→ **Short task**
Take the lines from the top down to and including the one with "</problem-page>" and repeat them exactly. Omit images.

→ **Recorded information**
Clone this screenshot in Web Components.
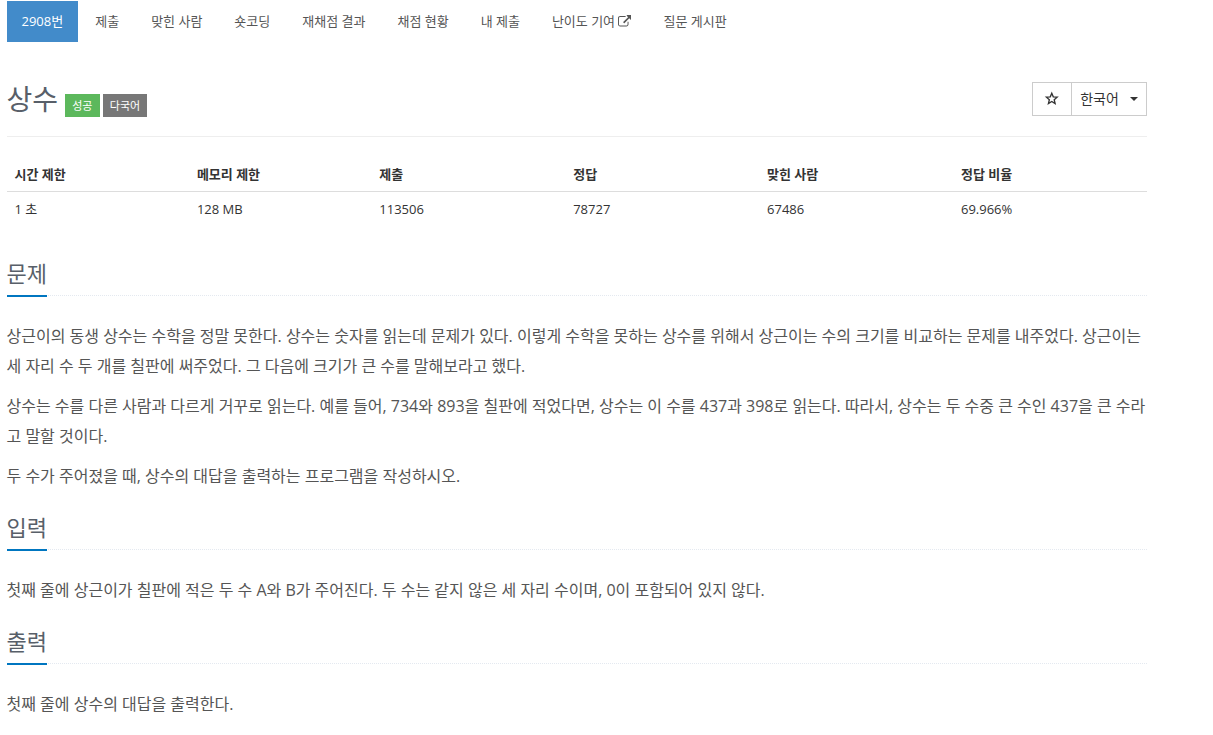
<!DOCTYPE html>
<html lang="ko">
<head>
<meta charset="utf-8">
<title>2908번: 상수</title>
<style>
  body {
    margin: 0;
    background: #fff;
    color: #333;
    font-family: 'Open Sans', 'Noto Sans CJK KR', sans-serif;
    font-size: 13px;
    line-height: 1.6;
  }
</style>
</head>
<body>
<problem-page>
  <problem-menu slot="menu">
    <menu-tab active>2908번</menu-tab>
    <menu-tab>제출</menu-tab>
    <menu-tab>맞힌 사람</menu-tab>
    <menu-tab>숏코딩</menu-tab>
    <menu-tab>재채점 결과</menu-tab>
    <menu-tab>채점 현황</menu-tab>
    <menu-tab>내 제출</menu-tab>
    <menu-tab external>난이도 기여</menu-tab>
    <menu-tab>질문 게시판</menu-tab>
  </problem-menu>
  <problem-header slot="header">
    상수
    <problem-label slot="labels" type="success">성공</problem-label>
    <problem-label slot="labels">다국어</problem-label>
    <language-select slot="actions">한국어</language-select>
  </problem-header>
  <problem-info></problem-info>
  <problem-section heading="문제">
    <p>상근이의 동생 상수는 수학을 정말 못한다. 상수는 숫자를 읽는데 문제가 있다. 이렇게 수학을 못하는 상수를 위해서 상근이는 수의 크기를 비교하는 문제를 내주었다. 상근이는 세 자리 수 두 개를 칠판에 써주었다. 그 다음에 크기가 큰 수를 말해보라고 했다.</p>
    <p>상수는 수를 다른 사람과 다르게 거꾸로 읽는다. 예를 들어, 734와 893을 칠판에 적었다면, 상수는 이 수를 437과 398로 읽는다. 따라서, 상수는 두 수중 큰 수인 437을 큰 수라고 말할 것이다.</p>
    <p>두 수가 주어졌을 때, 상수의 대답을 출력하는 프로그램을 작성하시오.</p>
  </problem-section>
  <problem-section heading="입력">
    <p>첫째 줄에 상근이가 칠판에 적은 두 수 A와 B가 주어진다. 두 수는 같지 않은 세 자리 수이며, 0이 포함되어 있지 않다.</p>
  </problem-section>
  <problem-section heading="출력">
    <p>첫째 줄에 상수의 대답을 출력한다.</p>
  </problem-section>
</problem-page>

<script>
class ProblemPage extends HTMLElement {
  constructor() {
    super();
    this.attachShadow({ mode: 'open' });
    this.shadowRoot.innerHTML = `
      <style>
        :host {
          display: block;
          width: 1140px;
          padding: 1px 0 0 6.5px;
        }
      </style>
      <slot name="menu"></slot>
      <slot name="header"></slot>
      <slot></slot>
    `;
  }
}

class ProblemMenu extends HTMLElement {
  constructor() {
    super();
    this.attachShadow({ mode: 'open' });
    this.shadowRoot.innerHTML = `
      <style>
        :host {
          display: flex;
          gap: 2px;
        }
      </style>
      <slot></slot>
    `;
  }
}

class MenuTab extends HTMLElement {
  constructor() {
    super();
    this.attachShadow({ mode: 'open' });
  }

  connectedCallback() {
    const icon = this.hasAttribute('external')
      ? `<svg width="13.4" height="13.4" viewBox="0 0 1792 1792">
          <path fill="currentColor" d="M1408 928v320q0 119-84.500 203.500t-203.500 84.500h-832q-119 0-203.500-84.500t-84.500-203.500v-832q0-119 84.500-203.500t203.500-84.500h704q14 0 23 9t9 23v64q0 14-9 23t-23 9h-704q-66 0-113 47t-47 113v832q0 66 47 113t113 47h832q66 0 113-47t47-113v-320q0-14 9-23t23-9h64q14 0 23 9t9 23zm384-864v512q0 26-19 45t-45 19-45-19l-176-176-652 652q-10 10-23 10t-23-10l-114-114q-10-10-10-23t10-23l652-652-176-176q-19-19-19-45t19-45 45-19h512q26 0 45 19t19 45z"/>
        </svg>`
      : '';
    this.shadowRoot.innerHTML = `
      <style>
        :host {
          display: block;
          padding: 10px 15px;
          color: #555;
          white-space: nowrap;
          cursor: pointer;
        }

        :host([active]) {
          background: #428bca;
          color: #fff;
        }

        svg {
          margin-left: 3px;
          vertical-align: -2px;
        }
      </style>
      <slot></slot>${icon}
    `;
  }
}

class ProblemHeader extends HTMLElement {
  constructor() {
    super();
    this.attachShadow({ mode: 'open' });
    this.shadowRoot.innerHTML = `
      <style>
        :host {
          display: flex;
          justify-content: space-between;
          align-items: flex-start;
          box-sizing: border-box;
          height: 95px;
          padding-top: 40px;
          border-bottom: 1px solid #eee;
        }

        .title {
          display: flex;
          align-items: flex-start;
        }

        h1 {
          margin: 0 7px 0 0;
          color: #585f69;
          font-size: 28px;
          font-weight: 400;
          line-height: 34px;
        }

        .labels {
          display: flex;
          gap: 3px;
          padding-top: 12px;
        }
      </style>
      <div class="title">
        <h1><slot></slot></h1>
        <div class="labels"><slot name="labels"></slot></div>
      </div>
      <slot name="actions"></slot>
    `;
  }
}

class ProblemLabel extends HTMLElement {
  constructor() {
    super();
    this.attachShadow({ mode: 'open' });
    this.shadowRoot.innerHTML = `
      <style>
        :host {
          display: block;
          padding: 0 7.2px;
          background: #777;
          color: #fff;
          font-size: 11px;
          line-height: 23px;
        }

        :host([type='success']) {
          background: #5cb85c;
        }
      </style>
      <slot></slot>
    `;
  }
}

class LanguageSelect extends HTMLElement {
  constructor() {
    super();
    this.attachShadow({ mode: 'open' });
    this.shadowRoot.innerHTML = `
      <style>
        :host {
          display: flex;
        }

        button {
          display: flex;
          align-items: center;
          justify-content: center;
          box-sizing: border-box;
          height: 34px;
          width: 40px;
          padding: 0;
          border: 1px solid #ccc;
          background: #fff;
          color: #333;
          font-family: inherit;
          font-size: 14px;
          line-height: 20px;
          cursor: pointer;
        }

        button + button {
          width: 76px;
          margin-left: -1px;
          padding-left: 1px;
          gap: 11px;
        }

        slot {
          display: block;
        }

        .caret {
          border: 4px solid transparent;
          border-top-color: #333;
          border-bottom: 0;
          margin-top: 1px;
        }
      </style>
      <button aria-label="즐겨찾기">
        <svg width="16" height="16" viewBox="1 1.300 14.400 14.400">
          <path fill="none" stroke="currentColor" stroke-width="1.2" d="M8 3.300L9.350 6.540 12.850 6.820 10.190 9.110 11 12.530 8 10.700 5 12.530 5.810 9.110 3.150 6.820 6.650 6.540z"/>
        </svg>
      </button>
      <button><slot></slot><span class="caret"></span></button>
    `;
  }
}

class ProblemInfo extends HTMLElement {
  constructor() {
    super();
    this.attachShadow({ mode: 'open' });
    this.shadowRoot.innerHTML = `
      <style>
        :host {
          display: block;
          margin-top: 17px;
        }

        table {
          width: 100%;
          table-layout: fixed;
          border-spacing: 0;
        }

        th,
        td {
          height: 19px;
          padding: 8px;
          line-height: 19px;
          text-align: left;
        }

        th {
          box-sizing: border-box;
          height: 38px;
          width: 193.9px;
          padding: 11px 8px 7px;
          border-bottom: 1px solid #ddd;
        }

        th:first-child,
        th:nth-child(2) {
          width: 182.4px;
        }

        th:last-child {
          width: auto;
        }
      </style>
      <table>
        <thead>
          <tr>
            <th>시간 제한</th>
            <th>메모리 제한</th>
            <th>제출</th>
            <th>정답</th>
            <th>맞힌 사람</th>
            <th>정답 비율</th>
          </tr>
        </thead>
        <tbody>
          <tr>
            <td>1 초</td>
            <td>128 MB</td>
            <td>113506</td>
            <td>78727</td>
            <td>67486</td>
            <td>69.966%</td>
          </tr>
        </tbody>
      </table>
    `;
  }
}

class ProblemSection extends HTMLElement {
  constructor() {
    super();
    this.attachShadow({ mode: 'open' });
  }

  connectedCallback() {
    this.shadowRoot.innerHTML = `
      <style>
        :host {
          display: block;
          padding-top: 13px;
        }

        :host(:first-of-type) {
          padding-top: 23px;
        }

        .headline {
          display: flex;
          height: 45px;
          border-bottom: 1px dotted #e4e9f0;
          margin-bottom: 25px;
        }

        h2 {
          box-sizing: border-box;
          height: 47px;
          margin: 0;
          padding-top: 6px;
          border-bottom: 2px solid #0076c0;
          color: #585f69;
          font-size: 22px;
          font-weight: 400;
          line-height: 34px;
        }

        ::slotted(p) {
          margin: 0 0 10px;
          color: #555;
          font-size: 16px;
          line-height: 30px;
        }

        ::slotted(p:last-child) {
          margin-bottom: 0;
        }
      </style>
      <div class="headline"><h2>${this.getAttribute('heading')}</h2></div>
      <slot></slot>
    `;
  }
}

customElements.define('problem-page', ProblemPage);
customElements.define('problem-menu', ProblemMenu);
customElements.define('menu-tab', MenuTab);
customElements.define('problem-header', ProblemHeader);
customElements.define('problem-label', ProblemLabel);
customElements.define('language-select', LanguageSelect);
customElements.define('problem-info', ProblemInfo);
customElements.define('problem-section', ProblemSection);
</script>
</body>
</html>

→ **Response to the exercise**
Clone this screenshot in Web Components.
<!DOCTYPE html>
<html lang="ko">
<head>
<meta charset="utf-8">
<title>2908번: 상수</title>
<style>
  body {
    margin: 0;
    background: #fff;
    color: #333;
    font-family: 'Open Sans', 'Noto Sans CJK KR', sans-serif;
    font-size: 13px;
    line-height: 1.6;
  }
</style>
</head>
<body>
<problem-page>
  <problem-menu slot="menu">
    <menu-tab active>2908번</menu-tab>
    <menu-tab>제출</menu-tab>
    <menu-tab>맞힌 사람</menu-tab>
    <menu-tab>숏코딩</menu-tab>
    <menu-tab>재채점 결과</menu-tab>
    <menu-tab>채점 현황</menu-tab>
    <menu-tab>내 제출</menu-tab>
    <menu-tab external>난이도 기여</menu-tab>
    <menu-tab>질문 게시판</menu-tab>
  </problem-menu>
  <problem-header slot="header">
    상수
    <problem-label slot="labels" type="success">성공</problem-label>
    <problem-label slot="labels">다국어</problem-label>
    <language-select slot="actions">한국어</language-select>
  </problem-header>
  <problem-info></problem-info>
  <problem-section heading="문제">
    <p>상근이의 동생 상수는 수학을 정말 못한다. 상수는 숫자를 읽는데 문제가 있다. 이렇게 수학을 못하는 상수를 위해서 상근이는 수의 크기를 비교하는 문제를 내주었다. 상근이는 세 자리 수 두 개를 칠판에 써주었다. 그 다음에 크기가 큰 수를 말해보라고 했다.</p>
    <p>상수는 수를 다른 사람과 다르게 거꾸로 읽는다. 예를 들어, 734와 893을 칠판에 적었다면, 상수는 이 수를 437과 398로 읽는다. 따라서, 상수는 두 수중 큰 수인 437을 큰 수라고 말할 것이다.</p>
    <p>두 수가 주어졌을 때, 상수의 대답을 출력하는 프로그램을 작성하시오.</p>
  </problem-section>
  <problem-section heading="입력">
    <p>첫째 줄에 상근이가 칠판에 적은 두 수 A와 B가 주어진다. 두 수는 같지 않은 세 자리 수이며, 0이 포함되어 있지 않다.</p>
  </problem-section>
  <problem-section heading="출력">
    <p>첫째 줄에 상수의 대답을 출력한다.</p>
  </problem-section>
</problem-page>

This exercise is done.